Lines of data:

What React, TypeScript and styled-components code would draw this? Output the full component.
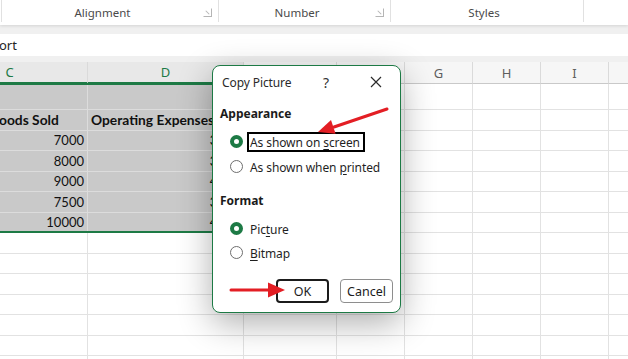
import styled, { createGlobalStyle } from "styled-components";

const GREEN = "#1d7a45";
const UI_FONT = `"Noto Sans", "Open Sans", sans-serif`;
const CELL_FONT = `Lato, "Liberation Sans", sans-serif`;

const GlobalStyle = createGlobalStyle`
    html, body {
        margin: 0;
        padding: 0;
        width: 628px;
        height: 359px;
        overflow: hidden;
        background: #f0f0f0;
    }
`;

const Page = styled.div`
    position: relative;
    width: 628px;
    height: 359px;
    overflow: hidden;
    display: flex;
    flex-direction: column;
    font-family: ${UI_FONT};
`;

const Ribbon = styled.div`
    height: 25px;
    flex: none;
    display: flex;
    background: #ffffff;
    box-shadow: 0 1px 3px rgba(0, 0, 0, 0.12);
    padding-left: 1px;
    z-index: 1;
`;

const RibbonGroup = styled.div<{ $width: number }>`
    width: ${(p) => p.$width}px;
    flex: none;
    display: flex;
    align-items: center;
    border-left: 1px solid #e1e1e1;
    margin: 0 0 3px;
    padding-right: 6px;
    box-sizing: border-box;
`;

const RibbonLabel = styled.span`
    flex: 1;
    text-align: center;
    font-size: 11.5px;
    color: #4a4a4a;
    padding-top: 2px;
`;

const Launcher = styled.span`
    width: 7px;
    height: 7px;
    border: 1px solid #b5b5b5;
    border-top-color: transparent;
    border-left-color: transparent;
    position: relative;
    margin-top: 3px;

    &::after {
        content: "";
        position: absolute;
        left: 1px;
        top: 3px;
        width: 5px;
        height: 1px;
        background: #b5b5b5;
        transform: rotate(45deg);
    }
`;

const FormulaBar = styled.div`
    height: 22px;
    flex: none;
    margin-top: 9px;
    background: #ffffff;
    display: flex;
    align-items: center;
    font-size: 13px;
    color: #242424;
    text-indent: -1px;
`;

const Sheet = styled.div`
    position: relative;
    margin-top: 6px;
    margin-left: -68px;
    flex: 1;
    background: #ffffff;
`;

const Row = styled.div<{ $height: number }>`
    display: flex;
    height: ${(p) => p.$height}px;
`;

const HeaderCell = styled.div<{ $width: number; $selected?: boolean }>`
    width: ${(p) => p.$width}px;
    flex: none;
    box-sizing: border-box;
    display: flex;
    align-items: center;
    justify-content: center;
    font-size: 13px;
    background: ${(p) => (p.$selected ? "#e8e8e8" : "#f6f6f6")};
    color: ${(p) => (p.$selected ? GREEN : "#5e5e5e")};
    border-right: 1px solid #dadada;
    border-bottom: ${(p) => (p.$selected ? `2px solid ${GREEN}` : "1px solid #c9c9c9")};
`;

const Cell = styled.div<{
    $width: number;
    $selected?: boolean;
    $bold?: boolean;
    $right?: boolean;
    $indent?: number;
}>`
    width: ${(p) => p.$width}px;
    flex: none;
    box-sizing: border-box;
    display: flex;
    align-items: center;
    justify-content: ${(p) => (p.$right ? "flex-end" : "flex-start")};
    padding: 0 3px 0 ${(p) => p.$indent ?? 3}px;
    white-space: nowrap;
    overflow: visible;
    font-family: ${CELL_FONT};
    font-size: ${(p) => (p.$bold ? 13.8 : 13)}px;
    font-weight: ${(p) => (p.$bold ? 700 : 400)};
    color: #111111;
    background: ${(p) => (p.$selected ? "#c9c9c9" : "#ffffff")};
    border-right: 1px solid ${(p) => (p.$selected ? "#dcdcdc" : "#e2e2e2")};
    border-bottom: 1px solid ${(p) => (p.$selected ? "#dcdcdc" : "#e2e2e2")};
`;

const SelectionFrame = styled.div`
    position: absolute;
    left: 2px;
    top: 21px;
    width: 338px;
    height: 150px;
    border: 2px solid ${GREEN};
    box-sizing: border-box;
    pointer-events: none;
`;

const Dialog = styled.div`
    position: absolute;
    left: 212px;
    top: 65px;
    width: 189px;
    height: 248px;
    box-sizing: border-box;
    background: #ffffff;
    border: 1.5px solid ${GREEN};
    border-radius: 8px;
    box-shadow: 0 10px 34px rgba(0, 0, 0, 0.32);
    display: flex;
    flex-direction: column;
    padding: 0 0 0 7px;
    color: #1b1b1b;
    z-index: 2;
`;

const TitleBar = styled.div`
    height: 32px;
    display: flex;
    align-items: center;
    padding-left: 2px;
    padding-right: 3px;
`;

const Title = styled.span`
    flex: 1;
    font-size: 12px;
    letter-spacing: -0.1px;
    color: #2a2a2a;
`;

const TitleButton = styled.span<{ $gap?: number }>`
    width: 42px;
    height: 24px;
    display: flex;
    align-items: center;
    justify-content: center;
    margin-right: ${(p) => p.$gap ?? 0}px;
    font-size: 14px;
    color: #333333;
`;

const Heading = styled.div<{ $top: number }>`
    margin-top: ${(p) => p.$top}px;
    height: 20px;
    display: flex;
    align-items: center;
    font-size: 12px;
    font-weight: 700;
`;

const Option = styled.div<{ $top: number }>`
    margin-top: ${(p) => p.$top}px;
    height: 20px;
    display: flex;
    align-items: center;
    padding-left: 10px;
    gap: 4px;
`;

const Radio = styled.span<{ $checked?: boolean }>`
    width: 13px;
    height: 13px;
    flex: none;
    box-sizing: border-box;
    border-radius: 50%;
    background: #ffffff;
    border: ${(p) => (p.$checked ? `4px solid ${GREEN}` : "1px solid #6e6e6e")};
    margin-top: -1px;
`;

const OptionLabel = styled.span<{ $focused?: boolean }>`
    height: 20px;
    box-sizing: border-box;
    display: flex;
    align-items: center;
    padding: 0 3px 0 1px;
    border: 2px solid ${(p) => (p.$focused ? "#000000" : "transparent")};
    font-size: 12px;
    letter-spacing: -0.1px;
    color: #1f1f1f;
    white-space: nowrap;

    u {
        text-underline-offset: 2px;
        text-decoration-thickness: 1px;
    }
`;

const ButtonRow = styled.div`
    margin-top: 16px;
    display: flex;
    gap: 11px;
    padding-left: 56px;
`;

const DialogButton = styled.span<{ $primary?: boolean }>`
    width: 53px;
    height: 24px;
    box-sizing: border-box;
    display: flex;
    align-items: center;
    justify-content: center;
    border-radius: 4px;
    font-size: 12.5px;
    color: #1b1b1b;
    border: ${(p) => (p.$primary ? "2px solid #1b1b1b" : "1px solid #8e8e8e")};
`;

const Annotations = styled.svg`
    position: absolute;
    left: 0;
    top: 0;
    z-index: 3;
    pointer-events: none;
`;

const columns = [
    { letter: "C", width: 156 },
    { letter: "D", width: 156 },
    { letter: "E", width: 93 },
    { letter: "F", width: 68 },
    { letter: "G", width: 68 },
    { letter: "H", width: 68 },
    { letter: "I", width: 68 },
    { letter: "", width: 68 },
];

const tableRows: string[][] = [
    ["", "", ""],
    ["oods Sold", "Operating Expenses", "Net Profit"],
    ["7000", "3000", "5000"],
    ["8000", "3500", "6500"],
    ["9000", "4000", "7000"],
    ["7500", "3200", "4300"],
    ["10000", "4500", "8500"],
];

const emptyRows = 7;

const CloseIcon = () => (
    <svg width="12" height="12" viewBox="0 0 12 12">
        <path d="M1 1 L11 11 M11 1 L1 11" stroke="#2b2b2b" strokeWidth="1.2" fill="none" />
    </svg>
);

export default function App() {
    return (
        <Page>
            <GlobalStyle />
            <Ribbon>
                <RibbonGroup $width={217}>
                    <RibbonLabel>Alignment</RibbonLabel>
                    <Launcher />
                </RibbonGroup>
                <RibbonGroup $width={172}>
                    <RibbonLabel>Number</RibbonLabel>
                    <Launcher />
                </RibbonGroup>
                <RibbonGroup $width={193}>
                    <RibbonLabel>Styles</RibbonLabel>
                </RibbonGroup>
                <RibbonGroup $width={50} />
            </Ribbon>

            <FormulaBar>ort</FormulaBar>

            <Sheet>
                <Row $height={22}>
                    {columns.map((c, i) => (
                        <HeaderCell key={i} $width={c.width} $selected={i < 2}>
                            {c.letter}
                        </HeaderCell>
                    ))}
                </Row>
                {tableRows.map((values, r) => (
                    <Row key={r} $height={r === 0 ? 26 : 20.5}>
                        {columns.map((c, i) => (
                            <Cell
                                key={i}
                                $width={c.width}
                                $selected={i < 3}
                                $bold={r === 1}
                                $right={r > 1}
                                $indent={r === 1 && i === 0 ? 67 : 3}
                            >
                                {values[i] ?? ""}
                            </Cell>
                        ))}
                    </Row>
                ))}
                {Array.from({ length: emptyRows }).map((_, r) => (
                    <Row key={`e${r}`} $height={20.5}>
                        {columns.map((c, i) => (
                            <Cell key={i} $width={c.width} />
                        ))}
                    </Row>
                ))}
                <SelectionFrame />
            </Sheet>

            <Dialog>
                <TitleBar>
                    <Title>Copy Picture</Title>
                    <TitleButton $gap={8}>?</TitleButton>
                    <TitleButton>
                        <CloseIcon />
                    </TitleButton>
                </TitleBar>

                <Heading $top={5}>Appearance</Heading>
                <Option $top={9}>
                    <Radio $checked />
                    <OptionLabel $focused>
                        As shown on&nbsp;<u>s</u>creen
                    </OptionLabel>
                </Option>
                <Option $top={5}>
                    <Radio />
                    <OptionLabel>
                        As shown when&nbsp;<u>p</u>rinted
                    </OptionLabel>
                </Option>

                <Heading $top={13}>Format</Heading>
                <Option $top={9}>
                    <Radio $checked />
                    <OptionLabel>
                        Pic<u>t</u>ure
                    </OptionLabel>
                </Option>
                <Option $top={4}>
                    <Radio />
                    <OptionLabel>
                        <u>B</u>itmap
                    </OptionLabel>
                </Option>

                <ButtonRow>
                    <DialogButton $primary>OK</DialogButton>
                    <DialogButton>Cancel</DialogButton>
                </ButtonRow>
            </Dialog>

            <Annotations width="628" height="359" viewBox="0 0 628 359">
                <line x1="387" y1="109" x2="334" y2="127" stroke="#e31e24" strokeWidth="3" strokeLinecap="round" />
                <polygon points="318,132 335.6,133.8 331,120" fill="#e31e24" />
                <line x1="231" y1="290" x2="270" y2="290" stroke="#e31e24" strokeWidth="3" strokeLinecap="round" />
                <polygon points="285,290 268,282.5 268,297.5" fill="#e31e24" />
            </Annotations>
        </Page>
    );
}
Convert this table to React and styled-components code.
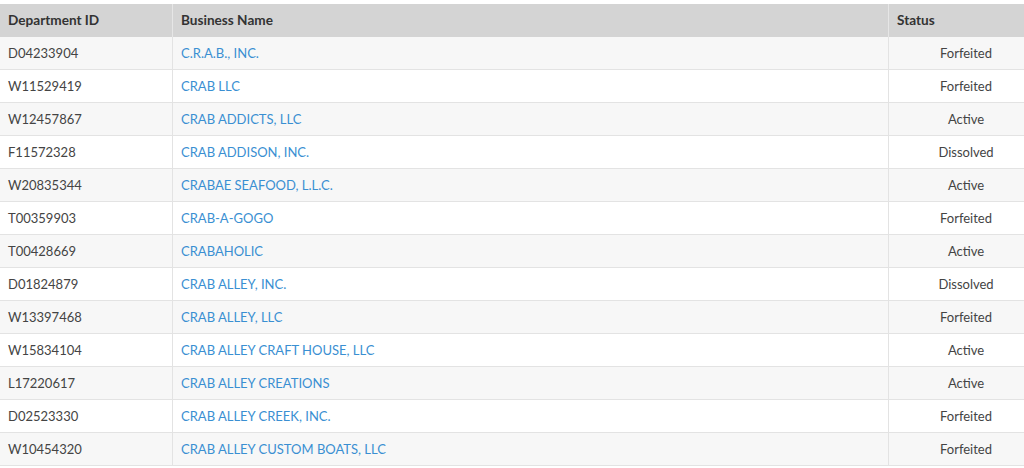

Exercise description: Pull out all lines from the listing that contain the string "React".

Answer to the problem:
What React, TypeScript and styled-components code would draw this? Output the full component.
Convert this table to React and styled-components code.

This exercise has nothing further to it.